### Directive
Each entry below should be returned exactly as is, with the pictures removed.

### Records
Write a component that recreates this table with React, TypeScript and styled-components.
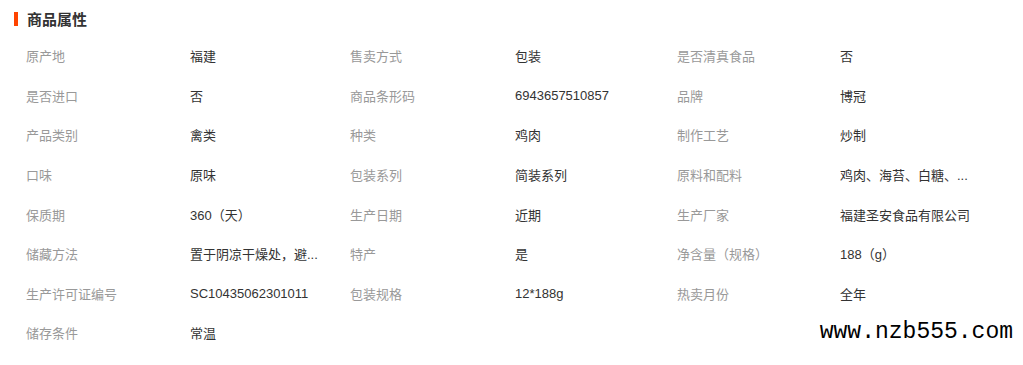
import React from 'react';
import styled, { createGlobalStyle } from 'styled-components';

const attrs: [string, string][] = [
  ['原产地', '福建'],
  ['售卖方式', '包装'],
  ['是否清真食品', '否'],
  ['是否进口', '否'],
  ['商品条形码', '6943657510857'],
  ['品牌', '博冠'],
  ['产品类别', '禽类'],
  ['种类', '鸡肉'],
  ['制作工艺', '炒制'],
  ['口味', '原味'],
  ['包装系列', '简装系列'],
  ['原料和配料', '鸡肉、海苔、白糖、...'],
  ['保质期', '360（天）'],
  ['生产日期', '近期'],
  ['生产厂家', '福建圣安食品有限公司'],
  ['储藏方法', '置于阴凉干燥处，避...'],
  ['特产', '是'],
  ['净含量（规格）', '188（g）'],
  ['生产许可证编号', 'SC10435062301011'],
  ['包装规格', '12*188g'],
  ['热卖月份', '全年'],
  ['储存条件', '常温'],
];

const App: React.FC = () => {
  return (
    <>
      <GlobalStyle />
      <Page>
        <Title>商品属性</Title>
        <AttrGrid>
          {attrs.map(([label, value]) => (
            <React.Fragment key={label}>
              <Label>{label}</Label>
              <Value>{value}</Value>
            </React.Fragment>
          ))}
        </AttrGrid>
        <Watermark>www.nzb555.com</Watermark>
      </Page>
    </>
  );
};

const GlobalStyle = createGlobalStyle`
  html, body {
    margin: 0;
    padding: 0;
    background: #fff;
  }
  body {
    font-family: "Liberation Sans", "Noto Sans CJK SC", sans-serif;
  }
`;

const Page = styled.div`
  position: relative;
  width: 1023px;
  height: 365px;
  background: #fff;
  overflow: hidden;
`;

const Title = styled.h3`
  display: flex;
  align-items: center;
  gap: 9px;
  margin: 0;
  padding: 1px 0 0 14px;
  height: 35px;
  font-size: 15px;
  font-weight: bold;
  color: #333;

  &::before {
    content: '';
    width: 4px;
    height: 14px;
    background: #ff4400;
  }
`;

const AttrGrid = styled.div`
  display: grid;
  grid-template-columns: 164px 160px 165px 162px 163px 1fr;
  grid-auto-rows: 39.6px;
  padding-left: 26px;
  align-items: center;
  font-size: 13px;
`;

const Label = styled.div`
  color: #999;
  white-space: nowrap;
`;

const Value = styled.div`
  color: #333;
  white-space: nowrap;
`;

const Watermark = styled.div`
  position: absolute;
  right: 10px;
  bottom: 20px;
  font-family: "Liberation Mono", monospace;
  font-size: 23px;
  color: #000;
`;

export default App;
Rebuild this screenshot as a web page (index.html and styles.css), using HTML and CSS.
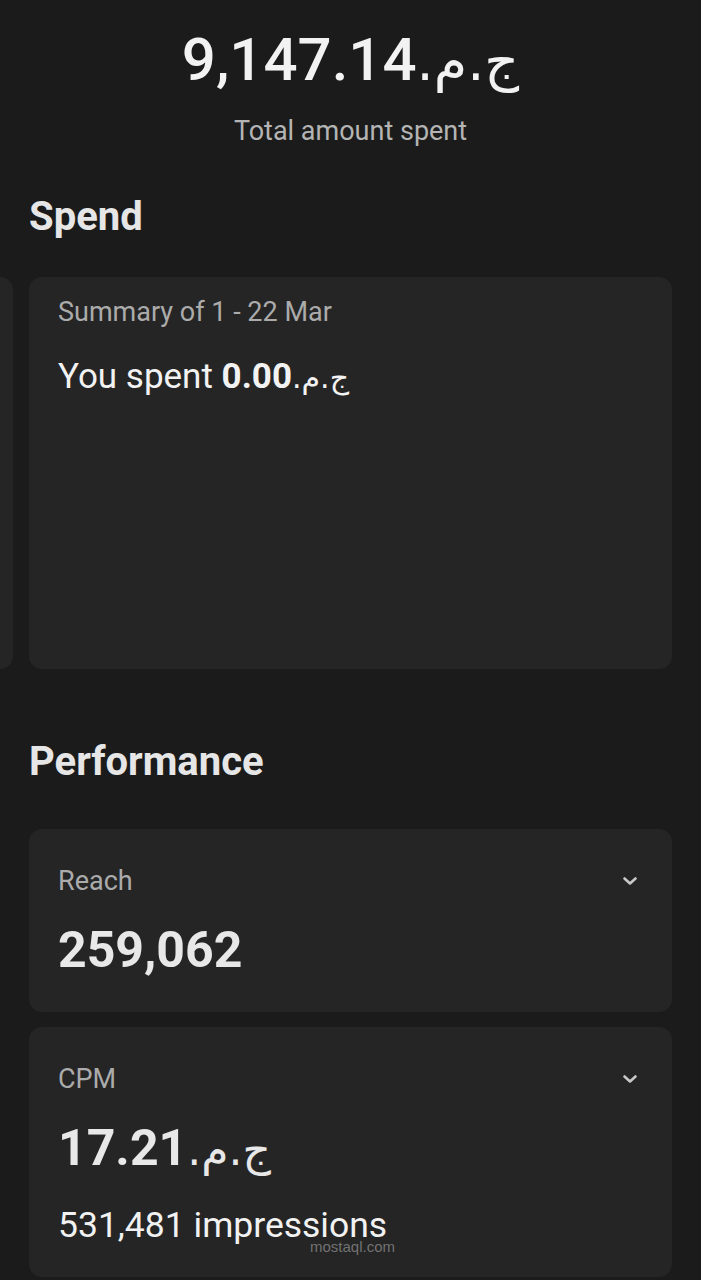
FILE: index.html
```html
<!DOCTYPE html>
<html lang="en">
<head>
  <meta charset="UTF-8">
  <meta name="viewport" content="width=device-width, initial-scale=1.0">
  <title>Ads summary</title>
  <link rel="stylesheet" href="styles.css">
</head>
<body>
  <div class="page">
    <!-- Total spent -->
    <header class="total">
      <div class="total-amount">9,147.14<span class="cur" dir="rtl">ج.م.</span></div>
      <div class="total-label">Total amount spent</div>
    </header>

    <!-- Spend carousel -->
    <section class="section">
      <h2 class="section-title">Spend</h2>
      <div class="carousel">
        <div class="card spend-card"></div>
        <div class="card spend-card">
          <div class="card-label">Summary of 1 - 22 Mar</div>
          <div class="spend-text">You spent <b>0.00<span class="cur" dir="rtl">ج.م.</span></b></div>
        </div>
      </div>
    </section>

    <!-- Performance -->
    <section class="section perf">
      <h2 class="section-title">Performance</h2>

      <div class="card metric">
        <div class="metric-head">
          <span class="card-label">Reach</span>
          <svg class="chevron" viewBox="0 0 14 8" width="14" height="8"><path d="M1.5 1.5 L7 6.5 L12.5 1.5" fill="none" stroke="#c8c8c8" stroke-width="2.6" stroke-linecap="round" stroke-linejoin="round"/></svg>
        </div>
        <div class="metric-value">259,062</div>
      </div>

      <div class="card metric">
        <div class="metric-head">
          <span class="card-label">CPM</span>
          <svg class="chevron" viewBox="0 0 14 8" width="14" height="8"><path d="M1.5 1.5 L7 6.5 L12.5 1.5" fill="none" stroke="#c8c8c8" stroke-width="2.6" stroke-linecap="round" stroke-linejoin="round"/></svg>
        </div>
        <div class="metric-value">17.21<span class="cur" dir="rtl">ج.م.</span></div>
        <div class="metric-sub">531,481 impressions</div>
        <span class="watermark">mostaql.com</span>
      </div>
    </section>
  </div>
</body>
</html>
```
FILE: styles.css
```css
/* Global */
html, body {
  margin: 0;
  padding: 0;
  background: #1b1b1b;
  overflow-x: hidden;
}

body {
  font-family: Roboto, "DejaVu Sans", sans-serif;
  color: #ececec;
}

.page {
  padding: 0 29px;
}

.cur {
  unicode-bidi: isolate;
  font-family: "DejaVu Sans", sans-serif;
  font-weight: normal;
}

/* Total header */
.total {
  text-align: center;
  padding-top: 24px;
}

.total-amount {
  font-size: 60px;
  line-height: 72px;
  font-weight: 500;
  color: #f2f2f2;
}

.total-amount .cur {
  font-size: 54px;
}

.total-label {
  margin-top: 18px;
  font-size: 27px;
  line-height: 30px;
  color: #b4b4b4;
}

/* Sections */
.section-title {
  margin: 0;
  font-size: 40px;
  line-height: 46px;
  font-weight: 700;
  color: #e6e6e6;
}

.section {
  margin-top: 48px;
}

.section.perf {
  margin-top: 70px;
}

/* Cards */
.card {
  background: #252525;
  border-radius: 13px;
  box-sizing: border-box;
}

.card-label {
  font-size: 27px;
  line-height: 30px;
  color: #ababab;
}

/* Spend carousel */
.carousel {
  display: flex;
  gap: 16px;
  margin-top: 37px;
  margin-left: -659px;
}

.spend-card {
  flex: 0 0 643px;
  height: 392px;
  padding: 20px 29px;
}

.spend-text {
  margin-top: 30px;
  font-size: 35px;
  line-height: 40px;
  color: #f2f2f2;
}

.spend-text .cur {
  font-size: 30px;
}

/* Metrics */
.metric {
  position: relative;
  padding: 37px 35px 32px 29px;
  margin-top: 44px;
}

.metric + .metric {
  margin-top: 15px;
}

.metric-head {
  display: flex;
  justify-content: space-between;
  align-items: center;
}

.chevron {
  display: block;
}

.metric-value {
  margin-top: 24px;
  font-size: 50px;
  line-height: 60px;
  font-weight: 700;
  color: #e8e8e8;
}

.metric-value .cur {
  font-size: 44px;
}

.metric-sub {
  margin-top: 25px;
  font-size: 35.5px;
  line-height: 40px;
  color: #f2f2f2;
}

.watermark {
  position: absolute;
  left: 281px;
  bottom: 22px;
  font-family: "Liberation Sans", sans-serif;
  font-size: 15px;
  color: rgba(150, 150, 150, 0.7);
}
```
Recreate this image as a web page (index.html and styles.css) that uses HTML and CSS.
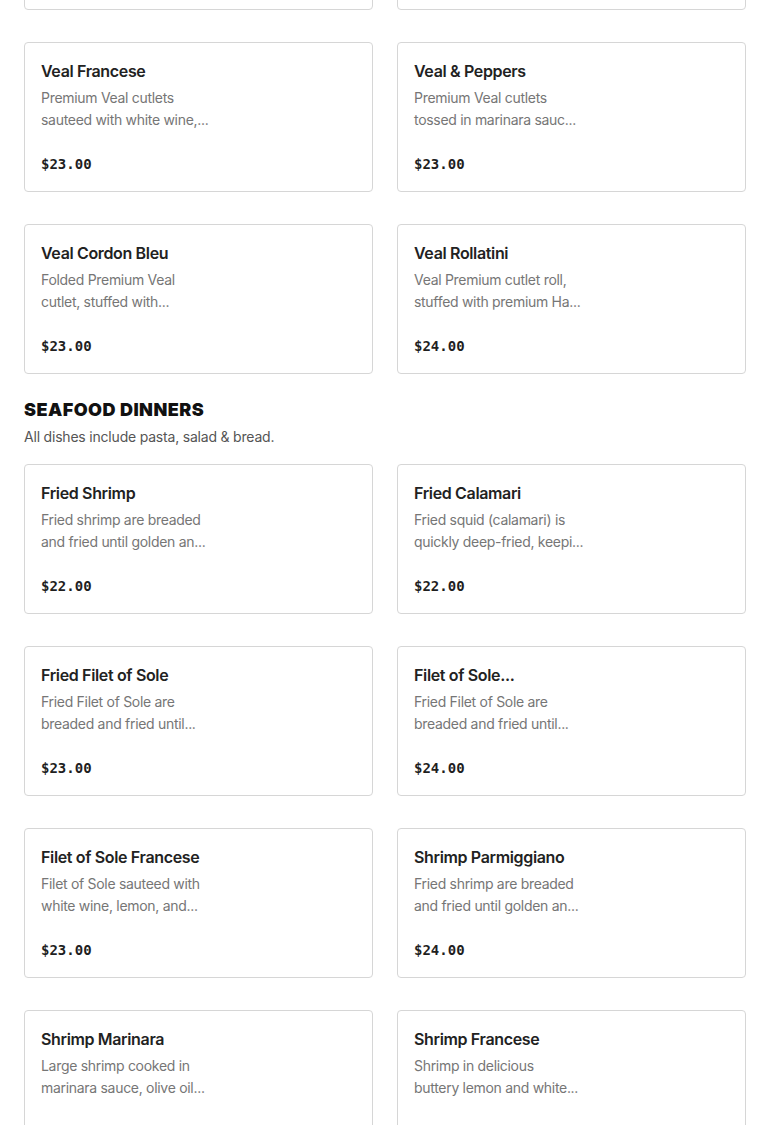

### Exercise solution
Write a component that recreates this table with React, TypeScript and styled-components.
import React from 'react';
import styled, { createGlobalStyle } from 'styled-components';

const attrs: [string, string][] = [
  ['原产地', '福建'],
  ['售卖方式', '包装'],
  ['是否清真食品', '否'],
  ['是否进口', '否'],
  ['商品条形码', '6943657510857'],
  ['品牌', '博冠'],
  ['产品类别', '禽类'],
  ['种类', '鸡肉'],
  ['制作工艺', '炒制'],
  ['口味', '原味'],
  ['包装系列', '简装系列'],
  ['原料和配料', '鸡肉、海苔、白糖、...'],
  ['保质期', '360（天）'],
  ['生产日期', '近期'],
  ['生产厂家', '福建圣安食品有限公司'],
  ['储藏方法', '置于阴凉干燥处，避...'],
  ['特产', '是'],
  ['净含量（规格）', '188（g）'],
  ['生产许可证编号', 'SC10435062301011'],
  ['包装规格', '12*188g'],
  ['热卖月份', '全年'],
  ['储存条件', '常温'],
];

const App: React.FC = () => {
  return (
    <>
      <GlobalStyle />
      <Page>
        <Title>商品属性</Title>
        <AttrGrid>
          {attrs.map(([label, value]) => (
            <React.Fragment key={label}>
              <Label>{label}</Label>
              <Value>{value}</Value>
            </React.Fragment>
          ))}
        </AttrGrid>
        <Watermark>www.nzb555.com</Watermark>
      </Page>
    </>
  );
};

const GlobalStyle = createGlobalStyle`
  html, body {
    margin: 0;
    padding: 0;
    background: #fff;
  }
  body {
    font-family: "Liberation Sans", "Noto Sans CJK SC", sans-serif;
  }
`;

const Page = styled.div`
  position: relative;
  width: 1023px;
  height: 365px;
  background: #fff;
  overflow: hidden;
`;

const Title = styled.h3`
  display: flex;
  align-items: center;
  gap: 9px;
  margin: 0;
  padding: 1px 0 0 14px;
  height: 35px;
  font-size: 15px;
  font-weight: bold;
  color: #333;

  &::before {
    content: '';
    width: 4px;
    height: 14px;
    background: #ff4400;
  }
`;

const AttrGrid = styled.div`
  display: grid;
  grid-template-columns: 164px 160px 165px 162px 163px 1fr;
  grid-auto-rows: 39.6px;
  padding-left: 26px;
  align-items: center;
  font-size: 13px;
`;

const Label = styled.div`
  color: #999;
  white-space: nowrap;
`;

const Value = styled.div`
  color: #333;
  white-space: nowrap;
`;

const Watermark = styled.div`
  position: absolute;
  right: 10px;
  bottom: 20px;
  font-family: "Liberation Mono", monospace;
  font-size: 23px;
  color: #000;
`;

export default App;
Rebuild this screenshot as a web page (index.html and styles.css), using HTML and CSS.
FILE: index.html
```html
<!DOCTYPE html>
<html lang="en">
<head>
  <meta charset="UTF-8">
  <meta name="viewport" content="width=device-width, initial-scale=1.0">
  <title>Ads summary</title>
  <link rel="stylesheet" href="styles.css">
</head>
<body>
  <div class="page">
    <!-- Total spent -->
    <header class="total">
      <div class="total-amount">9,147.14<span class="cur" dir="rtl">ج.م.</span></div>
      <div class="total-label">Total amount spent</div>
    </header>

    <!-- Spend carousel -->
    <section class="section">
      <h2 class="section-title">Spend</h2>
      <div class="carousel">
        <div class="card spend-card"></div>
        <div class="card spend-card">
          <div class="card-label">Summary of 1 - 22 Mar</div>
          <div class="spend-text">You spent <b>0.00<span class="cur" dir="rtl">ج.م.</span></b></div>
        </div>
      </div>
    </section>

    <!-- Performance -->
    <section class="section perf">
      <h2 class="section-title">Performance</h2>

      <div class="card metric">
        <div class="metric-head">
          <span class="card-label">Reach</span>
          <svg class="chevron" viewBox="0 0 14 8" width="14" height="8"><path d="M1.5 1.5 L7 6.5 L12.5 1.5" fill="none" stroke="#c8c8c8" stroke-width="2.6" stroke-linecap="round" stroke-linejoin="round"/></svg>
        </div>
        <div class="metric-value">259,062</div>
      </div>

      <div class="card metric">
        <div class="metric-head">
          <span class="card-label">CPM</span>
          <svg class="chevron" viewBox="0 0 14 8" width="14" height="8"><path d="M1.5 1.5 L7 6.5 L12.5 1.5" fill="none" stroke="#c8c8c8" stroke-width="2.6" stroke-linecap="round" stroke-linejoin="round"/></svg>
        </div>
        <div class="metric-value">17.21<span class="cur" dir="rtl">ج.م.</span></div>
        <div class="metric-sub">531,481 impressions</div>
        <span class="watermark">mostaql.com</span>
      </div>
    </section>
  </div>
</body>
</html>
```
FILE: styles.css
```css
/* Global */
html, body {
  margin: 0;
  padding: 0;
  background: #1b1b1b;
  overflow-x: hidden;
}

body {
  font-family: Roboto, "DejaVu Sans", sans-serif;
  color: #ececec;
}

.page {
  padding: 0 29px;
}

.cur {
  unicode-bidi: isolate;
  font-family: "DejaVu Sans", sans-serif;
  font-weight: normal;
}

/* Total header */
.total {
  text-align: center;
  padding-top: 24px;
}

.total-amount {
  font-size: 60px;
  line-height: 72px;
  font-weight: 500;
  color: #f2f2f2;
}

.total-amount .cur {
  font-size: 54px;
}

.total-label {
  margin-top: 18px;
  font-size: 27px;
  line-height: 30px;
  color: #b4b4b4;
}

/* Sections */
.section-title {
  margin: 0;
  font-size: 40px;
  line-height: 46px;
  font-weight: 700;
  color: #e6e6e6;
}

.section {
  margin-top: 48px;
}

.section.perf {
  margin-top: 70px;
}

/* Cards */
.card {
  background: #252525;
  border-radius: 13px;
  box-sizing: border-box;
}

.card-label {
  font-size: 27px;
  line-height: 30px;
  color: #ababab;
}

/* Spend carousel */
.carousel {
  display: flex;
  gap: 16px;
  margin-top: 37px;
  margin-left: -659px;
}

.spend-card {
  flex: 0 0 643px;
  height: 392px;
  padding: 20px 29px;
}

.spend-text {
  margin-top: 30px;
  font-size: 35px;
  line-height: 40px;
  color: #f2f2f2;
}

.spend-text .cur {
  font-size: 30px;
}

/* Metrics */
.metric {
  position: relative;
  padding: 37px 35px 32px 29px;
  margin-top: 44px;
}

.metric + .metric {
  margin-top: 15px;
}

.metric-head {
  display: flex;
  justify-content: space-between;
  align-items: center;
}

.chevron {
  display: block;
}

.metric-value {
  margin-top: 24px;
  font-size: 50px;
  line-height: 60px;
  font-weight: 700;
  color: #e8e8e8;
}

.metric-value .cur {
  font-size: 44px;
}

.metric-sub {
  margin-top: 25px;
  font-size: 35.5px;
  line-height: 40px;
  color: #f2f2f2;
}

.watermark {
  position: absolute;
  left: 281px;
  bottom: 22px;
  font-family: "Liberation Sans", sans-serif;
  font-size: 15px;
  color: rgba(150, 150, 150, 0.7);
}
```
Recreate this image as a web page (index.html and styles.css) that uses HTML and CSS.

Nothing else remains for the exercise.